──────── Material for the task ────────

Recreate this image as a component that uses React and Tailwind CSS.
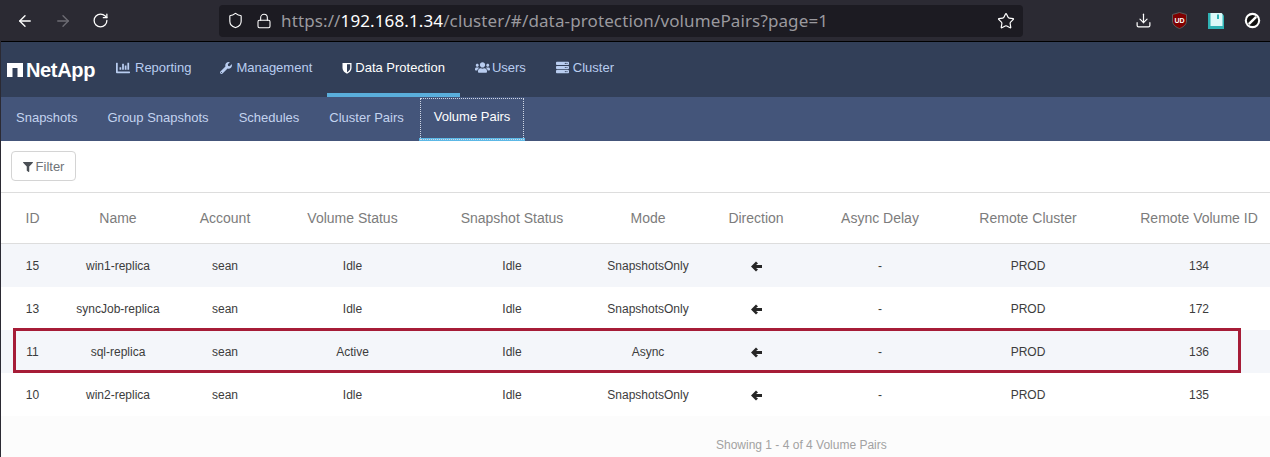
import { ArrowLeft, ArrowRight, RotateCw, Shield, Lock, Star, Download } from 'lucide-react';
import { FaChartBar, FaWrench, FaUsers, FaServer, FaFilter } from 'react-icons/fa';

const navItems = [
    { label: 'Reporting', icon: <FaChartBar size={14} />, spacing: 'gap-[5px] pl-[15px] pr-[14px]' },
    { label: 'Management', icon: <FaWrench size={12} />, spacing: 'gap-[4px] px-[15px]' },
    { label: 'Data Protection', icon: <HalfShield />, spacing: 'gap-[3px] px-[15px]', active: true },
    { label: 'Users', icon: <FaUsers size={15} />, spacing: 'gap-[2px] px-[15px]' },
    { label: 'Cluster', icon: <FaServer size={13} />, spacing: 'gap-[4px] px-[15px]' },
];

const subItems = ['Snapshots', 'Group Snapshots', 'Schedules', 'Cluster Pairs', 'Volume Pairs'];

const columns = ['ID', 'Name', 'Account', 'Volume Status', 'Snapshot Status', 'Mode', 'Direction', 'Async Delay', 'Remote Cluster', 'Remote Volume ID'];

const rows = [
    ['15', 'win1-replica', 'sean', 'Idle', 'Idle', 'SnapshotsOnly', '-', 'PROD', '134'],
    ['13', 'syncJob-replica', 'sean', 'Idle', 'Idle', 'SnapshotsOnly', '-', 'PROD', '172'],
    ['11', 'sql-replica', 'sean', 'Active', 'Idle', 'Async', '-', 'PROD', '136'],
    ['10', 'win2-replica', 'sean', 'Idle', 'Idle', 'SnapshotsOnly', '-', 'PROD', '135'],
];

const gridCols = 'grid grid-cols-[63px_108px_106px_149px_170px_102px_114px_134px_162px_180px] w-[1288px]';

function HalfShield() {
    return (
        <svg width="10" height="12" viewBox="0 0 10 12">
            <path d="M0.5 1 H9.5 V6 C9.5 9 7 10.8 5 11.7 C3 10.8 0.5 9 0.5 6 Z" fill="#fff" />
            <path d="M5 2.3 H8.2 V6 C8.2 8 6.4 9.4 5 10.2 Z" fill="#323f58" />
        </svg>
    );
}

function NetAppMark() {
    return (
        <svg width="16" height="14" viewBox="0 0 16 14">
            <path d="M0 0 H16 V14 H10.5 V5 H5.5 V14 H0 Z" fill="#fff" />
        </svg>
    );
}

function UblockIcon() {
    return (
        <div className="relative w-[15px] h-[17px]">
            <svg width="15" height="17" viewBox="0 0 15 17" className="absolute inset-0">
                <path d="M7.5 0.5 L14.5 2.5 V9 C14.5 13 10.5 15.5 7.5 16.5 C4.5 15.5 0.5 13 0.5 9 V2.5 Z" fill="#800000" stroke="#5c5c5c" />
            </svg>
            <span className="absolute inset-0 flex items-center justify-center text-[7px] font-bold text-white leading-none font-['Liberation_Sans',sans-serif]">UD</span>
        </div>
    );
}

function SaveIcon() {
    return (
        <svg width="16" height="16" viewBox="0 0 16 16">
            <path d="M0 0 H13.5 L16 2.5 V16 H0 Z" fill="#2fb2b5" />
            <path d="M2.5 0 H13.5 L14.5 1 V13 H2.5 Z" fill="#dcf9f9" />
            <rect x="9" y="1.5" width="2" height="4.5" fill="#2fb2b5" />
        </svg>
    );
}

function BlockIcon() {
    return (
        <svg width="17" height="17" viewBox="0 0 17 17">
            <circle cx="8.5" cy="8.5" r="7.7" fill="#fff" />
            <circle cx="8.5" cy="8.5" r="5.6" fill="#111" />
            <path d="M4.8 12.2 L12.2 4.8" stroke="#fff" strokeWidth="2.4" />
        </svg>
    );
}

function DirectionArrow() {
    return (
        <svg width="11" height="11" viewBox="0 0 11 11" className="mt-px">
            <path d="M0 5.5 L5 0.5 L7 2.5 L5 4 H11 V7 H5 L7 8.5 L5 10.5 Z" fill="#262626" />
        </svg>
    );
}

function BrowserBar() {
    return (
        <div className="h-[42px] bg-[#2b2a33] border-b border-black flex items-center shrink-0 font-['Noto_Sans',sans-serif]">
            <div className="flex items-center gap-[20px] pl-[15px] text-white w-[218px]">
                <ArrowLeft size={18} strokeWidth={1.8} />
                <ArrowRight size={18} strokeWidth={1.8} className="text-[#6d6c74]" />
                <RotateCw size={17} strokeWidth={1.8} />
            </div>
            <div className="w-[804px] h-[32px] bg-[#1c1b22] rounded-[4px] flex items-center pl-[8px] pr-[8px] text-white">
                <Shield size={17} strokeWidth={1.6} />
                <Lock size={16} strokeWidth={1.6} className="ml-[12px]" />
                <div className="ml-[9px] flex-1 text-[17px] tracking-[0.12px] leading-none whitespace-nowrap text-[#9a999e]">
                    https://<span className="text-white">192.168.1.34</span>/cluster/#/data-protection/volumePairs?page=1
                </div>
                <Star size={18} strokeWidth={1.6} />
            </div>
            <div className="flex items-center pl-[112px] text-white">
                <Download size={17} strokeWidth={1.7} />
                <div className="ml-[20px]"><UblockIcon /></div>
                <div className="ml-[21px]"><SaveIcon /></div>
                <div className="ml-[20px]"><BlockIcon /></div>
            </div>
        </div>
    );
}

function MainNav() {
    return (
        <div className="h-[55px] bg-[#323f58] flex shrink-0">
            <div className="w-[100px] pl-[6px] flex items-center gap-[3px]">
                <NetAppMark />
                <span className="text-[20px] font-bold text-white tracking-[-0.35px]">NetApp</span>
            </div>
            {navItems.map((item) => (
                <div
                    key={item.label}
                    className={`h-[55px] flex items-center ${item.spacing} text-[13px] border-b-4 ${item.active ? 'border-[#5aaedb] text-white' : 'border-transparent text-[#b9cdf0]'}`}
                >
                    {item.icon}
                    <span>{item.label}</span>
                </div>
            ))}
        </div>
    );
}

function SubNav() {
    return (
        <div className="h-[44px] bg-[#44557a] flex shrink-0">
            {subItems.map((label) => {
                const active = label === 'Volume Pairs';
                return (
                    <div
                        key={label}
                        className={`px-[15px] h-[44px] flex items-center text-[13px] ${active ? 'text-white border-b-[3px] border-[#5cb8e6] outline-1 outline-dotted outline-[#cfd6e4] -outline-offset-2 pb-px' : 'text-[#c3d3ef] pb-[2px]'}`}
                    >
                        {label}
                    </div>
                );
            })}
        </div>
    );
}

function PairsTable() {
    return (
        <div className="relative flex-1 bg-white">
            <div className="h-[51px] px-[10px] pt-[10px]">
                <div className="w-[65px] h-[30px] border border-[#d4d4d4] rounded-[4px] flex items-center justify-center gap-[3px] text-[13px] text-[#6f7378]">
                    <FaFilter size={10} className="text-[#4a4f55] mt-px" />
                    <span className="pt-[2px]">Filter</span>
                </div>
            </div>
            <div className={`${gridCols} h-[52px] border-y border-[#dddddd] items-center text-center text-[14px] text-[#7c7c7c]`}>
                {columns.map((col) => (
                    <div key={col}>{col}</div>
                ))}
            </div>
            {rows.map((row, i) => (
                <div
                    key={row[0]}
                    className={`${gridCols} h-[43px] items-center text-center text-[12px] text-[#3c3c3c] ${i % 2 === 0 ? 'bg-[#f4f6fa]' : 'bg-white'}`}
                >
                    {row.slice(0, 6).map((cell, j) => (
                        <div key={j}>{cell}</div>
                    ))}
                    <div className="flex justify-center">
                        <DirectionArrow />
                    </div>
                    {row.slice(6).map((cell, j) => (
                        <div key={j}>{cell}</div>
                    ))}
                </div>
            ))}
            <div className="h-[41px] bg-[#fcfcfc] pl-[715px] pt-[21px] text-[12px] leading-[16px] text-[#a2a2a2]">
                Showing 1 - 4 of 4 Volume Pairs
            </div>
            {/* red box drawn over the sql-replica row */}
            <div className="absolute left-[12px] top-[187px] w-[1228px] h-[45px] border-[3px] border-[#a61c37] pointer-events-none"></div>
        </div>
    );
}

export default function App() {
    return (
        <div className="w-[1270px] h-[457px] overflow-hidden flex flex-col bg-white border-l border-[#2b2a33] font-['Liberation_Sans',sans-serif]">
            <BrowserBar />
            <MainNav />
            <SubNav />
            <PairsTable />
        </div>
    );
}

────────
──────── Material for the task ────────

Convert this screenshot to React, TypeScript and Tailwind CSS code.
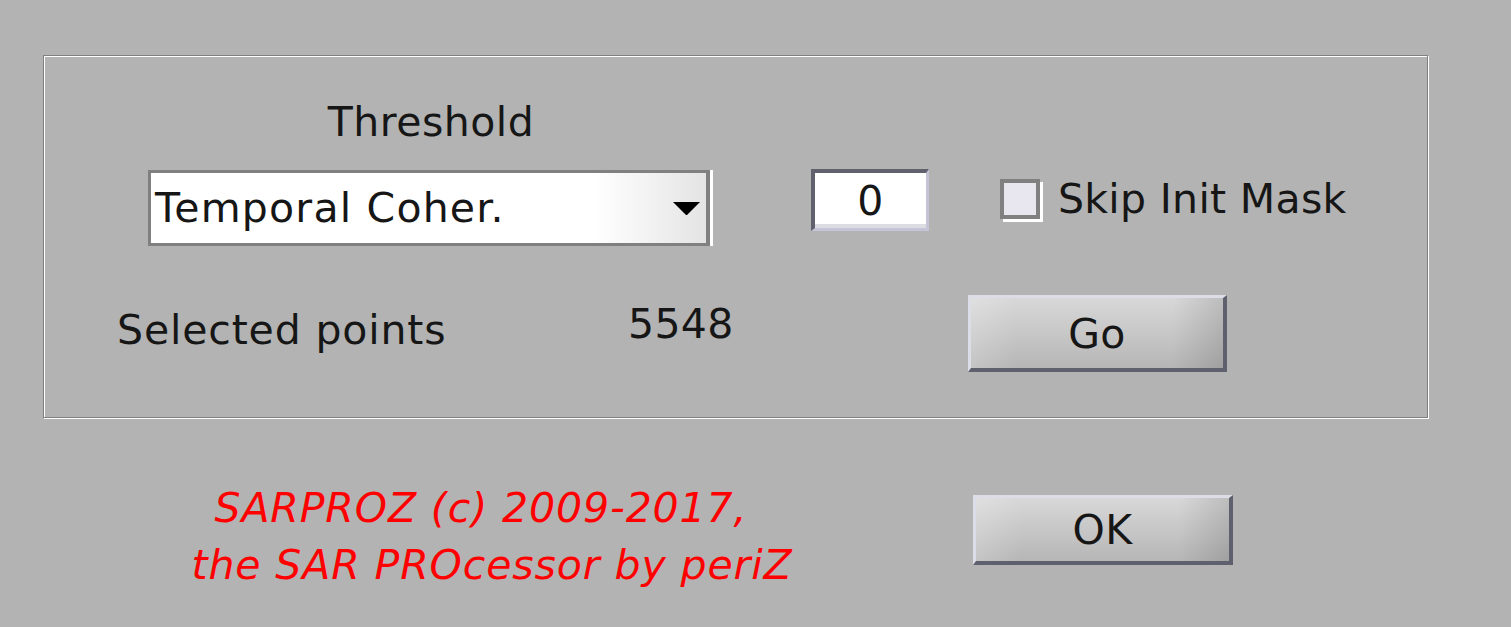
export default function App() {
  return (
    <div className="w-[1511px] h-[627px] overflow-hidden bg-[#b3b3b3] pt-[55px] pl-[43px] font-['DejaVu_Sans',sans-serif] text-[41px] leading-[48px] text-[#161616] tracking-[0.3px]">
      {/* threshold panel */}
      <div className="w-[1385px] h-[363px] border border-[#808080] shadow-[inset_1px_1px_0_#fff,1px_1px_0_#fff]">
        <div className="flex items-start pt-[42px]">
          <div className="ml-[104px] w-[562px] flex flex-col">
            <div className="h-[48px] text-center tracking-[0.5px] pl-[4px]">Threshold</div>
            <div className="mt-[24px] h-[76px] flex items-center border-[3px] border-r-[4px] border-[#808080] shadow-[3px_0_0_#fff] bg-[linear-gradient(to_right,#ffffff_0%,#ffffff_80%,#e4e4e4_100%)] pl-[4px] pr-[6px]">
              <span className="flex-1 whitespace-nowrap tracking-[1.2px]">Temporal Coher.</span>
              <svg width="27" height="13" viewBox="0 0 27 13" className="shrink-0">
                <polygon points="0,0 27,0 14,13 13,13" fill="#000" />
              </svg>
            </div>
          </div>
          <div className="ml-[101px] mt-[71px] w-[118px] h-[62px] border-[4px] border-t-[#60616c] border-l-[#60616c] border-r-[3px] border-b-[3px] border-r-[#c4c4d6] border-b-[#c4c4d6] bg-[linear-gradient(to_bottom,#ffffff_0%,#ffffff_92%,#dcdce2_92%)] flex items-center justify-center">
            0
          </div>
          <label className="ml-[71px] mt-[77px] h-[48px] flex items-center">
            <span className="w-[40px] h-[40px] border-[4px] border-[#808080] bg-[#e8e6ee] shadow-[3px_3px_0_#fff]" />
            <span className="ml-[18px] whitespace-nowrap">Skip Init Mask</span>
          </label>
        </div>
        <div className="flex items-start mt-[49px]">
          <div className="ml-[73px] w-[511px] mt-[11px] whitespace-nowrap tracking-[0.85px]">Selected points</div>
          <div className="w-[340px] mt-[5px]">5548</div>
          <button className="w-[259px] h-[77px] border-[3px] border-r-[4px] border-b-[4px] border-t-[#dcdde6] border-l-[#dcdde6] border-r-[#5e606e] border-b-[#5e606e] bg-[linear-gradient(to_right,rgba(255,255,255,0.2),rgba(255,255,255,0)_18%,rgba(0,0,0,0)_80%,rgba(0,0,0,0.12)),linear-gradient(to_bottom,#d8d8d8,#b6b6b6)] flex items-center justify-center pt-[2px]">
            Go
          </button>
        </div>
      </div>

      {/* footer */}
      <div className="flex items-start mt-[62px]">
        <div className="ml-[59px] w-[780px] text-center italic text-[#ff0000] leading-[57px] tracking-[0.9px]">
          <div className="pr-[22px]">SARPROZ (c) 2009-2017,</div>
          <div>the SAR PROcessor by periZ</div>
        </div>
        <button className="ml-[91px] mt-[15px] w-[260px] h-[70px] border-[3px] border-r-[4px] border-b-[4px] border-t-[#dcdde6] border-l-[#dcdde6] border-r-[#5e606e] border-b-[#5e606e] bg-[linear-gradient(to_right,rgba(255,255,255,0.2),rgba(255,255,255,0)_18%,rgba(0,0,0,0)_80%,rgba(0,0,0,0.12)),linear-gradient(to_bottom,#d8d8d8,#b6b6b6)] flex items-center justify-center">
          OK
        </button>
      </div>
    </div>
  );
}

────────
──────── Material for the task ────────

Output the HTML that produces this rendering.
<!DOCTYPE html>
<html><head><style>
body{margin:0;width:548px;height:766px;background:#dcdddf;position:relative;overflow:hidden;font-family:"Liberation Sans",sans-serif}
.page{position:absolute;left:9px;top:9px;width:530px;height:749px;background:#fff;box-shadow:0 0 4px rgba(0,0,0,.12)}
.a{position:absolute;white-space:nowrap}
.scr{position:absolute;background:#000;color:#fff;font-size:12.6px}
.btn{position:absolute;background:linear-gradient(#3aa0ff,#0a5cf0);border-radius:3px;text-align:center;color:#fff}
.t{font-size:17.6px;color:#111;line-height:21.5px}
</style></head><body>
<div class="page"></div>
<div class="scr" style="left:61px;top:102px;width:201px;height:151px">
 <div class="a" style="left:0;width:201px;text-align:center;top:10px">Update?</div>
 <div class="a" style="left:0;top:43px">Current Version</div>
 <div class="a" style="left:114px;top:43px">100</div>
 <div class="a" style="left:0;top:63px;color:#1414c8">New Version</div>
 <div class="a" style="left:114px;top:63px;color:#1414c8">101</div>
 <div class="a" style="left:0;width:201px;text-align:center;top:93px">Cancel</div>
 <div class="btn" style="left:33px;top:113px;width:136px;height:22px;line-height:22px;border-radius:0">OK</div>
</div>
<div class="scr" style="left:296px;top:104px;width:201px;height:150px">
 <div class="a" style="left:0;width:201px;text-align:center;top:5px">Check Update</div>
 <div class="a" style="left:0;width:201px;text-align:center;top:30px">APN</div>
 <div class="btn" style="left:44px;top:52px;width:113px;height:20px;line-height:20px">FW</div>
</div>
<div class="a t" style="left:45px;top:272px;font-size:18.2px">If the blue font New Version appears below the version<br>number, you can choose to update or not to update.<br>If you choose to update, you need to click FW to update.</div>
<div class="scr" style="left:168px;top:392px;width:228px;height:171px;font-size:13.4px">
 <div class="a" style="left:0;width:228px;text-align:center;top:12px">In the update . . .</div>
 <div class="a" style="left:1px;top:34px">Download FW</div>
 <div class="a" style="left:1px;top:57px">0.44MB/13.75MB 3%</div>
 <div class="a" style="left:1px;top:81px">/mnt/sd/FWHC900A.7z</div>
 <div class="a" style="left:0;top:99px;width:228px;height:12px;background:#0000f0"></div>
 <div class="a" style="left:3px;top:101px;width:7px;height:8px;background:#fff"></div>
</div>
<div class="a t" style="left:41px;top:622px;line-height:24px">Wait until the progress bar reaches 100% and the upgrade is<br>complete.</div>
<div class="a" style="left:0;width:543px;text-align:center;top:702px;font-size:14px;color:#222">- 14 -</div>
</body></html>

────────

Take only the lines above from the one that has "Recreate this image" through the one that has "const gridCols = 'grid" and reproduce them exactly, omitting any pictures.

» Finished task:
Recreate this image as a component that uses React and Tailwind CSS.
import { ArrowLeft, ArrowRight, RotateCw, Shield, Lock, Star, Download } from 'lucide-react';
import { FaChartBar, FaWrench, FaUsers, FaServer, FaFilter } from 'react-icons/fa';

const navItems = [
    { label: 'Reporting', icon: <FaChartBar size={14} />, spacing: 'gap-[5px] pl-[15px] pr-[14px]' },
    { label: 'Management', icon: <FaWrench size={12} />, spacing: 'gap-[4px] px-[15px]' },
    { label: 'Data Protection', icon: <HalfShield />, spacing: 'gap-[3px] px-[15px]', active: true },
    { label: 'Users', icon: <FaUsers size={15} />, spacing: 'gap-[2px] px-[15px]' },
    { label: 'Cluster', icon: <FaServer size={13} />, spacing: 'gap-[4px] px-[15px]' },
];

const subItems = ['Snapshots', 'Group Snapshots', 'Schedules', 'Cluster Pairs', 'Volume Pairs'];

const columns = ['ID', 'Name', 'Account', 'Volume Status', 'Snapshot Status', 'Mode', 'Direction', 'Async Delay', 'Remote Cluster', 'Remote Volume ID'];

const rows = [
    ['15', 'win1-replica', 'sean', 'Idle', 'Idle', 'SnapshotsOnly', '-', 'PROD', '134'],
    ['13', 'syncJob-replica', 'sean', 'Idle', 'Idle', 'SnapshotsOnly', '-', 'PROD', '172'],
    ['11', 'sql-replica', 'sean', 'Active', 'Idle', 'Async', '-', 'PROD', '136'],
    ['10', 'win2-replica', 'sean', 'Idle', 'Idle', 'SnapshotsOnly', '-', 'PROD', '135'],
];

const gridCols = 'grid grid-cols-[63px_108px_106px_149px_170px_102px_114px_134px_162px_180px] w-[1288px]';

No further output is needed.